__Instructions for the task__
Leave out the pictures and repeat the rest of the material exactly.

++++++++

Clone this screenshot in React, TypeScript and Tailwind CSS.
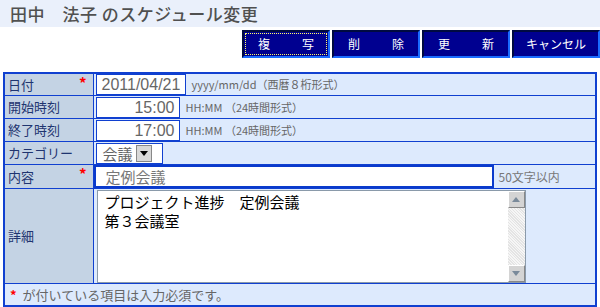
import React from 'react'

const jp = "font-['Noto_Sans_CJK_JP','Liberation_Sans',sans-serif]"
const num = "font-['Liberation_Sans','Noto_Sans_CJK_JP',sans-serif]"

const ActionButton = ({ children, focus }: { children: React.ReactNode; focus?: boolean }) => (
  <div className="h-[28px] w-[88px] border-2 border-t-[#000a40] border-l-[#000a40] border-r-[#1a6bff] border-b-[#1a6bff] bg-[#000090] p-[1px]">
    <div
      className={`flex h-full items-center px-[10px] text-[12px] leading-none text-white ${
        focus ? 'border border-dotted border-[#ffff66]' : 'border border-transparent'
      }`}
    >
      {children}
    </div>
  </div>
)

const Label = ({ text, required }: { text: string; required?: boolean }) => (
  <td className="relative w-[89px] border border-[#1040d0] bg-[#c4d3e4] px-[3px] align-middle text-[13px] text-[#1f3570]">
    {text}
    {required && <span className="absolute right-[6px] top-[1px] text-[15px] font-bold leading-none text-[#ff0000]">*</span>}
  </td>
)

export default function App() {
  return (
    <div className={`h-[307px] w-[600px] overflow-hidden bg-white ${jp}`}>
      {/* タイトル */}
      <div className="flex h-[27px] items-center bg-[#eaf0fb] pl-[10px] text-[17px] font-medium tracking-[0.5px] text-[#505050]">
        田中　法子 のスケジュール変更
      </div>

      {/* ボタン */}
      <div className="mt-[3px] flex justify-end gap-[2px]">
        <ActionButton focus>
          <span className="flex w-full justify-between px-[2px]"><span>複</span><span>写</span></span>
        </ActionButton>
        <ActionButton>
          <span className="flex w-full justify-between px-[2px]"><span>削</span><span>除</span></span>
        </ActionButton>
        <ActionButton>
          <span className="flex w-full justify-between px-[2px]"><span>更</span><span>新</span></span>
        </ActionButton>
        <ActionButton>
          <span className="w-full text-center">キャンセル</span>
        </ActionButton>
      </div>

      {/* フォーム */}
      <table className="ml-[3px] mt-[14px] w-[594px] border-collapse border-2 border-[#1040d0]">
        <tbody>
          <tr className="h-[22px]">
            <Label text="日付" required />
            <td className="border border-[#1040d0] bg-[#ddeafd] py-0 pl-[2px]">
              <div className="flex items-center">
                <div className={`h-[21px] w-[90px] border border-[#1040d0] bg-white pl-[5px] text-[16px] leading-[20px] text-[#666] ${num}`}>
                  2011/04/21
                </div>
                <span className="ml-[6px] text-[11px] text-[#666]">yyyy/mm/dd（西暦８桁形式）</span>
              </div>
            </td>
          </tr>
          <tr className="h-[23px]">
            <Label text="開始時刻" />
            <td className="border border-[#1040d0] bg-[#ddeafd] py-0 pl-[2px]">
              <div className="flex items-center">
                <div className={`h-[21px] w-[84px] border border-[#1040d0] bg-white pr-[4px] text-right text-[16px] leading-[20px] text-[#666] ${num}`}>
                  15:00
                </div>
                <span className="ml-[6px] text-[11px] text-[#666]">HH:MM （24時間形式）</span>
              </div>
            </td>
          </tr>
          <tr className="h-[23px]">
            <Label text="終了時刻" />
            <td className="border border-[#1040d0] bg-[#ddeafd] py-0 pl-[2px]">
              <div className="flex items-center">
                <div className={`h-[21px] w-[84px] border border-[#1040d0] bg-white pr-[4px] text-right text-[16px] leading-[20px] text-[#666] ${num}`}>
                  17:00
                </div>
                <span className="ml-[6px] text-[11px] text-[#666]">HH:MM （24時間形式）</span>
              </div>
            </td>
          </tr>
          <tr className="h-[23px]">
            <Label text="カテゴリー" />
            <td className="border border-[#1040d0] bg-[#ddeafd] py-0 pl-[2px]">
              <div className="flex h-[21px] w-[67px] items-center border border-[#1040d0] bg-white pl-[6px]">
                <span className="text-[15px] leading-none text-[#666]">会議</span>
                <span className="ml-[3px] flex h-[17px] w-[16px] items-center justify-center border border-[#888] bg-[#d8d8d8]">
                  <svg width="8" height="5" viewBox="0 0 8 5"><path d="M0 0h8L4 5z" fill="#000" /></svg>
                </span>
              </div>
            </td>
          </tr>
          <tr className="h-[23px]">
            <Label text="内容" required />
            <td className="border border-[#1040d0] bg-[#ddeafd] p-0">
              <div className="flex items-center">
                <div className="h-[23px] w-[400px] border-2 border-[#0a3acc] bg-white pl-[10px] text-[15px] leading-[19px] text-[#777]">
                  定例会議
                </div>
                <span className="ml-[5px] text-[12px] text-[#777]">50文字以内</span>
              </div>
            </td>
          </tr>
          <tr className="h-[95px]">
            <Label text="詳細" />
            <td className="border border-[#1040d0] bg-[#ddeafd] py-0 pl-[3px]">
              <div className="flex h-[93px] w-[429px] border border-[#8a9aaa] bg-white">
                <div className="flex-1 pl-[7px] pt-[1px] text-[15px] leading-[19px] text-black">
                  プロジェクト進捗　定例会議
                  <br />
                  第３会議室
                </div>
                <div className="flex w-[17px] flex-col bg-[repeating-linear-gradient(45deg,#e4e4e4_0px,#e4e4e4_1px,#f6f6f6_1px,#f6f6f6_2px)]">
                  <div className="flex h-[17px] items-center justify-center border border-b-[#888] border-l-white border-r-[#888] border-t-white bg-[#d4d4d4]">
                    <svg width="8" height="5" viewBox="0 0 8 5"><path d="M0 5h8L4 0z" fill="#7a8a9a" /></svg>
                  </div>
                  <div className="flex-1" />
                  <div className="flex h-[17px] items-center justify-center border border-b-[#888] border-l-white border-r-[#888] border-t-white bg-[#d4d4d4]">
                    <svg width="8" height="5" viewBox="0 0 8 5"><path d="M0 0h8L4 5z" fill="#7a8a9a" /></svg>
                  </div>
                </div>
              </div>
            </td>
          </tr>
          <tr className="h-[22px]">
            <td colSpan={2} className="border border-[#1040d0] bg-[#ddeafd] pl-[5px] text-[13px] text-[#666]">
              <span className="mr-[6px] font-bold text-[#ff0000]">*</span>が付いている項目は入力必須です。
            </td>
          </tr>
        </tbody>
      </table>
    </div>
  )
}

++++++++

__Written solution__
Clone this screenshot in React, TypeScript and Tailwind CSS.
import React from 'react'

const jp = "font-['Noto_Sans_CJK_JP','Liberation_Sans',sans-serif]"
const num = "font-['Liberation_Sans','Noto_Sans_CJK_JP',sans-serif]"

const ActionButton = ({ children, focus }: { children: React.ReactNode; focus?: boolean }) => (
  <div className="h-[28px] w-[88px] border-2 border-t-[#000a40] border-l-[#000a40] border-r-[#1a6bff] border-b-[#1a6bff] bg-[#000090] p-[1px]">
    <div
      className={`flex h-full items-center px-[10px] text-[12px] leading-none text-white ${
        focus ? 'border border-dotted border-[#ffff66]' : 'border border-transparent'
      }`}
    >
      {children}
    </div>
  </div>
)

const Label = ({ text, required }: { text: string; required?: boolean }) => (
  <td className="relative w-[89px] border border-[#1040d0] bg-[#c4d3e4] px-[3px] align-middle text-[13px] text-[#1f3570]">
    {text}
    {required && <span className="absolute right-[6px] top-[1px] text-[15px] font-bold leading-none text-[#ff0000]">*</span>}
  </td>
)

export default function App() {
  return (
    <div className={`h-[307px] w-[600px] overflow-hidden bg-white ${jp}`}>
      {/* タイトル */}
      <div className="flex h-[27px] items-center bg-[#eaf0fb] pl-[10px] text-[17px] font-medium tracking-[0.5px] text-[#505050]">
        田中　法子 のスケジュール変更
      </div>

      {/* ボタン */}
      <div className="mt-[3px] flex justify-end gap-[2px]">
        <ActionButton focus>
          <span className="flex w-full justify-between px-[2px]"><span>複</span><span>写</span></span>
        </ActionButton>
        <ActionButton>
          <span className="flex w-full justify-between px-[2px]"><span>削</span><span>除</span></span>
        </ActionButton>
        <ActionButton>
          <span className="flex w-full justify-between px-[2px]"><span>更</span><span>新</span></span>
        </ActionButton>
        <ActionButton>
          <span className="w-full text-center">キャンセル</span>
        </ActionButton>
      </div>

      {/* フォーム */}
      <table className="ml-[3px] mt-[14px] w-[594px] border-collapse border-2 border-[#1040d0]">
        <tbody>
          <tr className="h-[22px]">
            <Label text="日付" required />
            <td className="border border-[#1040d0] bg-[#ddeafd] py-0 pl-[2px]">
              <div className="flex items-center">
                <div className={`h-[21px] w-[90px] border border-[#1040d0] bg-white pl-[5px] text-[16px] leading-[20px] text-[#666] ${num}`}>
                  2011/04/21
                </div>
                <span className="ml-[6px] text-[11px] text-[#666]">yyyy/mm/dd（西暦８桁形式）</span>
              </div>
            </td>
          </tr>
          <tr className="h-[23px]">
            <Label text="開始時刻" />
            <td className="border border-[#1040d0] bg-[#ddeafd] py-0 pl-[2px]">
              <div className="flex items-center">
                <div className={`h-[21px] w-[84px] border border-[#1040d0] bg-white pr-[4px] text-right text-[16px] leading-[20px] text-[#666] ${num}`}>
                  15:00
                </div>
                <span className="ml-[6px] text-[11px] text-[#666]">HH:MM （24時間形式）</span>
              </div>
            </td>
          </tr>
          <tr className="h-[23px]">
            <Label text="終了時刻" />
            <td className="border border-[#1040d0] bg-[#ddeafd] py-0 pl-[2px]">
              <div className="flex items-center">
                <div className={`h-[21px] w-[84px] border border-[#1040d0] bg-white pr-[4px] text-right text-[16px] leading-[20px] text-[#666] ${num}`}>
                  17:00
                </div>
                <span className="ml-[6px] text-[11px] text-[#666]">HH:MM （24時間形式）</span>
              </div>
            </td>
          </tr>
          <tr className="h-[23px]">
            <Label text="カテゴリー" />
            <td className="border border-[#1040d0] bg-[#ddeafd] py-0 pl-[2px]">
              <div className="flex h-[21px] w-[67px] items-center border border-[#1040d0] bg-white pl-[6px]">
                <span className="text-[15px] leading-none text-[#666]">会議</span>
                <span className="ml-[3px] flex h-[17px] w-[16px] items-center justify-center border border-[#888] bg-[#d8d8d8]">
                  <svg width="8" height="5" viewBox="0 0 8 5"><path d="M0 0h8L4 5z" fill="#000" /></svg>
                </span>
              </div>
            </td>
          </tr>
          <tr className="h-[23px]">
            <Label text="内容" required />
            <td className="border border-[#1040d0] bg-[#ddeafd] p-0">
              <div className="flex items-center">
                <div className="h-[23px] w-[400px] border-2 border-[#0a3acc] bg-white pl-[10px] text-[15px] leading-[19px] text-[#777]">
                  定例会議
                </div>
                <span className="ml-[5px] text-[12px] text-[#777]">50文字以内</span>
              </div>
            </td>
          </tr>
          <tr className="h-[95px]">
            <Label text="詳細" />
            <td className="border border-[#1040d0] bg-[#ddeafd] py-0 pl-[3px]">
              <div className="flex h-[93px] w-[429px] border border-[#8a9aaa] bg-white">
                <div className="flex-1 pl-[7px] pt-[1px] text-[15px] leading-[19px] text-black">
                  プロジェクト進捗　定例会議
                  <br />
                  第３会議室
                </div>
                <div className="flex w-[17px] flex-col bg-[repeating-linear-gradient(45deg,#e4e4e4_0px,#e4e4e4_1px,#f6f6f6_1px,#f6f6f6_2px)]">
                  <div className="flex h-[17px] items-center justify-center border border-b-[#888] border-l-white border-r-[#888] border-t-white bg-[#d4d4d4]">
                    <svg width="8" height="5" viewBox="0 0 8 5"><path d="M0 5h8L4 0z" fill="#7a8a9a" /></svg>
                  </div>
                  <div className="flex-1" />
                  <div className="flex h-[17px] items-center justify-center border border-b-[#888] border-l-white border-r-[#888] border-t-white bg-[#d4d4d4]">
                    <svg width="8" height="5" viewBox="0 0 8 5"><path d="M0 0h8L4 5z" fill="#7a8a9a" /></svg>
                  </div>
                </div>
              </div>
            </td>
          </tr>
          <tr className="h-[22px]">
            <td colSpan={2} className="border border-[#1040d0] bg-[#ddeafd] pl-[5px] text-[13px] text-[#666]">
              <span className="mr-[6px] font-bold text-[#ff0000]">*</span>が付いている項目は入力必須です。
            </td>
          </tr>
        </tbody>
      </table>
    </div>
  )
}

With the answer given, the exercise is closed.